An array of pivotable vanes (24) is located between a generally annular upper vane ring (UVR) (26) and a generally annular lower vane ring (LVR) (28). Each vane rotates on a pair of opposing axles (30) (FIGS. 2A and 2B), protruding from said vane (24) with the axles on a common axis. Each axle (30) is located in a respective aperture in the LVR (20) and a respective aperture in the UVR (30). The angular orientation of the UVR (26), relative to the LVR (20), is set such that the complementary apertures in the vane rings (26, 28) are concentric with the axis of the axles (30) of the vane (24), and the vane (24) is free to rotate about the axis (32) of the two axles (30), which is concentric with the now established centerline of the two apertures. Each axle (30) on the UVR side of the vane (24) protrudes through the UVR (26) and is affixed to a vane arm (34), which controls the rotational position of the vane (24) with respect to the vane rings (26, 28). Typically, there is a separate ring which controls all of the vane arms (34) in unison via small sliding blocks (48). This unison ring (50) is controlled by an actuator which is operatively connected to rotate the unison ring (50). The actuator is typically commanded by the engine electronic control unit (ECU). The assembly consisting of the plurality of vanes (24) and the two vane rings (26, 28) is typically known as the vane pack. Typically there is a separate ring which controls all of the vane arms in unison via small sliding blocks (48).

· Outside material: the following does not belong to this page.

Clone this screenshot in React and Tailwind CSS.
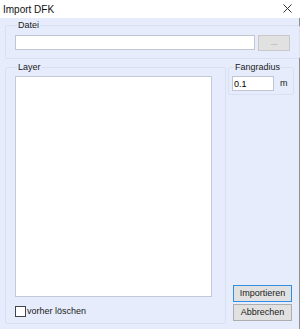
import React from 'react';

function GroupBox({ label, className = '', children }) {
  return (
    <fieldset className={`border border-[#d9e0f2] rounded-[2px] ${className}`}>
      <legend className="ml-[2px] px-[1px] text-[9px] leading-[12px] text-[#1a1a1a]">{label}</legend>
      {children}
    </fieldset>
  );
}

function Button({ children, primary }) {
  return (
    <button
      className={`w-[59px] h-[17px] bg-[#e1e1e1] text-[9px] leading-none text-[#1a1a1a] border ${
        primary ? 'border-[#2f8ee0]' : 'border-[#adadad]'
      }`}
    >
      {children}
    </button>
  );
}

export default function App() {
  return (
    <div
      className="w-[300px] h-[329px] flex flex-col bg-white overflow-hidden"
      style={{ fontFamily: '"Liberation Sans", Arial, sans-serif' }}
    >
      {/* title bar */}
      <div className="h-[18px] flex items-center justify-between pl-[3px] pr-[8px] bg-white">
        <span className="text-[10px] text-[#111]">Import DFK</span>
        <svg width="9" height="9" viewBox="0 0 9 9" className="mt-[-1px]">
          <path d="M0.5 0.5 L8.5 8.5 M8.5 0.5 L0.5 8.5" stroke="#333" strokeWidth="1" />
        </svg>
      </div>

      {/* body */}
      <div className="flex-1 flex flex-col bg-[#e6ecfb] pl-[5px] pr-[5px] pt-[1px] border-r border-[#8e8e8e]">
        <GroupBox label="Datei" className="h-[40px] px-[9px]">
          <div className="flex items-start gap-[3px] mt-[4px]">
            <input className="w-[240px] h-[15px] bg-white border border-[#bfc6d2] outline-none" />
            <button className="w-[32px] h-[16px] bg-[#e1e1e1] border border-[#c8c8c8] text-[8px] leading-none text-[#8a8a8a]">
              ...
            </button>
          </div>
        </GroupBox>

        <div className="flex gap-[2px] mt-[2px] flex-1 pb-[5px]">
          <GroupBox label="Layer" className="w-[221px] px-[9px] flex flex-col">
            <div className="w-[197px] h-[221px] mt-[3px] bg-white border border-[#c3cad6]" />
            <label className="flex items-center gap-[1px] mt-[8px] text-[9px] text-[#1a1a1a]">
              <span className="w-[11px] h-[11px] bg-white border border-[#444]" />
              vorher löschen
            </label>
          </GroupBox>

          <div className="flex flex-col flex-1">
            <GroupBox label="Fangradius" className="h-[34px] px-[3px]">
              <div className="flex items-center mt-[3px]">
                <input
                  defaultValue="0.1"
                  className="w-[42px] h-[15px] bg-white border border-[#bfc6d2] text-[9px] px-[1px] outline-none"
                />
                <span className="ml-[6px] text-[9px] text-[#1a1a1a]">m</span>
              </div>
            </GroupBox>
            <div className="flex-1" />
            <div className="flex flex-col gap-[2px] pl-[5px] mb-[3px]">
              <Button primary>Importieren</Button>
              <Button>Abbrechen</Button>
            </div>
          </div>
        </div>
      </div>
    </div>
  );
}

Because the turbine housing (14) is not symmetrically round in a radial plane, and because the heat flux within the turbine housing (14) is also not symmetrical, the turbine housing (14) is subject to asymmetric stresses and asymmetric thermal deformation.

The clearance between the rotatable vanes (24), more specifically between the cheeks (36) of the vanes (24) and the inner surfaces (38, 40) of the upper and lower vane rings (26, 28), is a major contributor to a loss of efficiency in both the control of exhaust gas allowed to impinge on the turbine wheel (12) and in the generation of backpressure upstream of the turbine wheel (12). The clearances between the vane side cheeks (36) and the complementary inner surfaces (38, 40) of the vane rings (26, 28) are kept to a minimum to increase the efficiency of the vane pack.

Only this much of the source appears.